DATA EXCERPT start
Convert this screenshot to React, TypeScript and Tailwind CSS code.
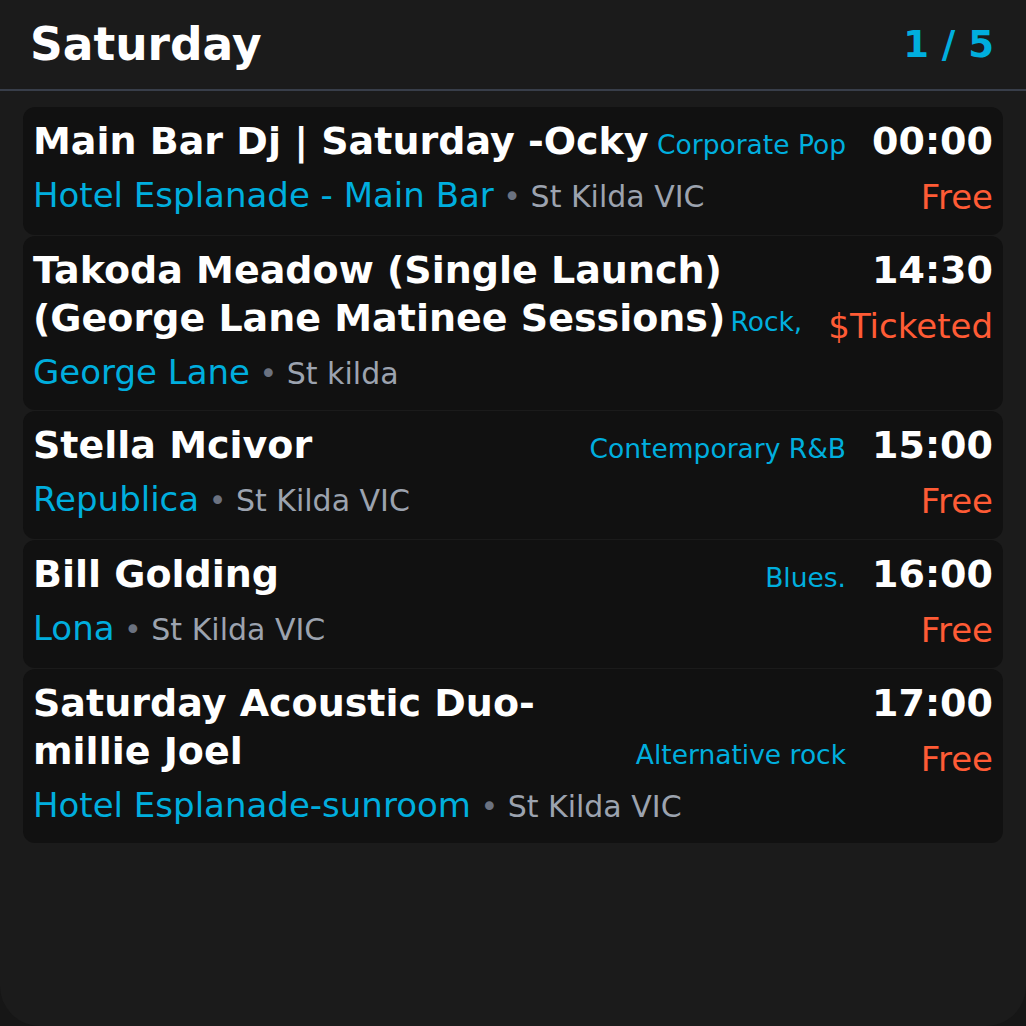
type EventItem = {
  title: string;
  genre: string;
  time: string;
  price: string;
  venue: string;
  location: string;
};

const events: EventItem[] = [
  {
    title: 'Main Bar Dj | Saturday -Ocky',
    genre: 'Corporate Pop',
    time: '00:00',
    price: 'Free',
    venue: 'Hotel Esplanade - Main Bar',
    location: 'St Kilda VIC',
  },
  {
    title: 'Takoda Meadow (Single Launch) (George Lane Matinee Sessions)',
    genre: 'Rock,',
    time: '14:30',
    price: '$Ticketed',
    venue: 'George Lane',
    location: 'St kilda',
  },
  {
    title: 'Stella Mcivor',
    genre: 'Contemporary R&B',
    time: '15:00',
    price: 'Free',
    venue: 'Republica',
    location: 'St Kilda VIC',
  },
  {
    title: 'Bill Golding',
    genre: 'Blues.',
    time: '16:00',
    price: 'Free',
    venue: 'Lona',
    location: 'St Kilda VIC',
  },
  {
    title: 'Saturday Acoustic Duo-millie Joel',
    genre: 'Alternative rock',
    time: '17:00',
    price: 'Free',
    venue: 'Hotel Esplanade-sunroom',
    location: 'St Kilda VIC',
  },
];

function EventCard({ event }: { event: EventItem }) {
  return (
    <div className="flex rounded-xl bg-[#111111] px-[10px] pt-[10px] pb-[16px]">
      <div className="min-w-0 flex-1">
        <div className="flex items-end gap-x-1">
          <h3 className="min-w-0 text-[38px] leading-[48px] font-bold text-white">{event.title}</h3>
          <span className="ml-auto shrink-0 text-[26.5px] leading-[40px] text-[#00aede]">{event.genre}</span>
        </div>
        <div className="mt-[8px] text-[34px] leading-[44px] whitespace-nowrap">
          <span className="text-[#00aede]">{event.venue}</span>
          <span className="text-[30px] leading-[40px] text-[#6b7280]">{' • '}</span>
          <span className="text-[30px] leading-[40px] text-[#9ca3af]">{event.location}</span>
        </div>
      </div>
      <div className="ml-[26px] flex shrink-0 flex-col items-end">
        <span className="text-[38px] leading-[48px] font-bold text-white">{event.time}</span>
        <span className="mt-[10px] text-[34px] leading-[44px] text-[#ff5b35]">{event.price}</span>
      </div>
    </div>
  );
}

export default function App() {
  return (
    <div className="min-h-screen bg-[#161616] font-['DejaVu_Sans',sans-serif]">
      <div className="h-[1026px] rounded-b-[40px] bg-[#1b1b1b]">
        <div className="flex items-center justify-between border-b-2 border-[#383e4a] pt-[18px] pr-[32px] pb-[17px] pl-[30px]">
          <h1 className="text-[45.5px] leading-[54px] font-bold text-white">Saturday</h1>
          <span className="text-[37px] leading-[48px] font-bold text-[#00aede]">1 / 5</span>
        </div>
        <div className="flex flex-col gap-px px-[23px] pt-[16px]">
          {events.map((e) => (
            <EventCard key={e.time} event={e} />
          ))}
        </div>
      </div>
    </div>
  );
}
DATA EXCERPT end
§ TASK DESCRIPTION: Write the material out again exactly as it appears, dropping the pictures.

§ COMPLETED TASK:
Convert this screenshot to React, TypeScript and Tailwind CSS code.
type EventItem = {
  title: string;
  genre: string;
  time: string;
  price: string;
  venue: string;
  location: string;
};

const events: EventItem[] = [
  {
    title: 'Main Bar Dj | Saturday -Ocky',
    genre: 'Corporate Pop',
    time: '00:00',
    price: 'Free',
    venue: 'Hotel Esplanade - Main Bar',
    location: 'St Kilda VIC',
  },
  {
    title: 'Takoda Meadow (Single Launch) (George Lane Matinee Sessions)',
    genre: 'Rock,',
    time: '14:30',
    price: '$Ticketed',
    venue: 'George Lane',
    location: 'St kilda',
  },
  {
    title: 'Stella Mcivor',
    genre: 'Contemporary R&B',
    time: '15:00',
    price: 'Free',
    venue: 'Republica',
    location: 'St Kilda VIC',
  },
  {
    title: 'Bill Golding',
    genre: 'Blues.',
    time: '16:00',
    price: 'Free',
    venue: 'Lona',
    location: 'St Kilda VIC',
  },
  {
    title: 'Saturday Acoustic Duo-millie Joel',
    genre: 'Alternative rock',
    time: '17:00',
    price: 'Free',
    venue: 'Hotel Esplanade-sunroom',
    location: 'St Kilda VIC',
  },
];

function EventCard({ event }: { event: EventItem }) {
  return (
    <div className="flex rounded-xl bg-[#111111] px-[10px] pt-[10px] pb-[16px]">
      <div className="min-w-0 flex-1">
        <div className="flex items-end gap-x-1">
          <h3 className="min-w-0 text-[38px] leading-[48px] font-bold text-white">{event.title}</h3>
          <span className="ml-auto shrink-0 text-[26.5px] leading-[40px] text-[#00aede]">{event.genre}</span>
        </div>
        <div className="mt-[8px] text-[34px] leading-[44px] whitespace-nowrap">
          <span className="text-[#00aede]">{event.venue}</span>
          <span className="text-[30px] leading-[40px] text-[#6b7280]">{' • '}</span>
          <span className="text-[30px] leading-[40px] text-[#9ca3af]">{event.location}</span>
        </div>
      </div>
      <div className="ml-[26px] flex shrink-0 flex-col items-end">
        <span className="text-[38px] leading-[48px] font-bold text-white">{event.time}</span>
        <span className="mt-[10px] text-[34px] leading-[44px] text-[#ff5b35]">{event.price}</span>
      </div>
    </div>
  );
}

export default function App() {
  return (
    <div className="min-h-screen bg-[#161616] font-['DejaVu_Sans',sans-serif]">
      <div className="h-[1026px] rounded-b-[40px] bg-[#1b1b1b]">
        <div className="flex items-center justify-between border-b-2 border-[#383e4a] pt-[18px] pr-[32px] pb-[17px] pl-[30px]">
          <h1 className="text-[45.5px] leading-[54px] font-bold text-white">Saturday</h1>
          <span className="text-[37px] leading-[48px] font-bold text-[#00aede]">1 / 5</span>
        </div>
        <div className="flex flex-col gap-px px-[23px] pt-[16px]">
          {events.map((e) => (
            <EventCard key={e.time} event={e} />
          ))}
        </div>
      </div>
    </div>
  );
}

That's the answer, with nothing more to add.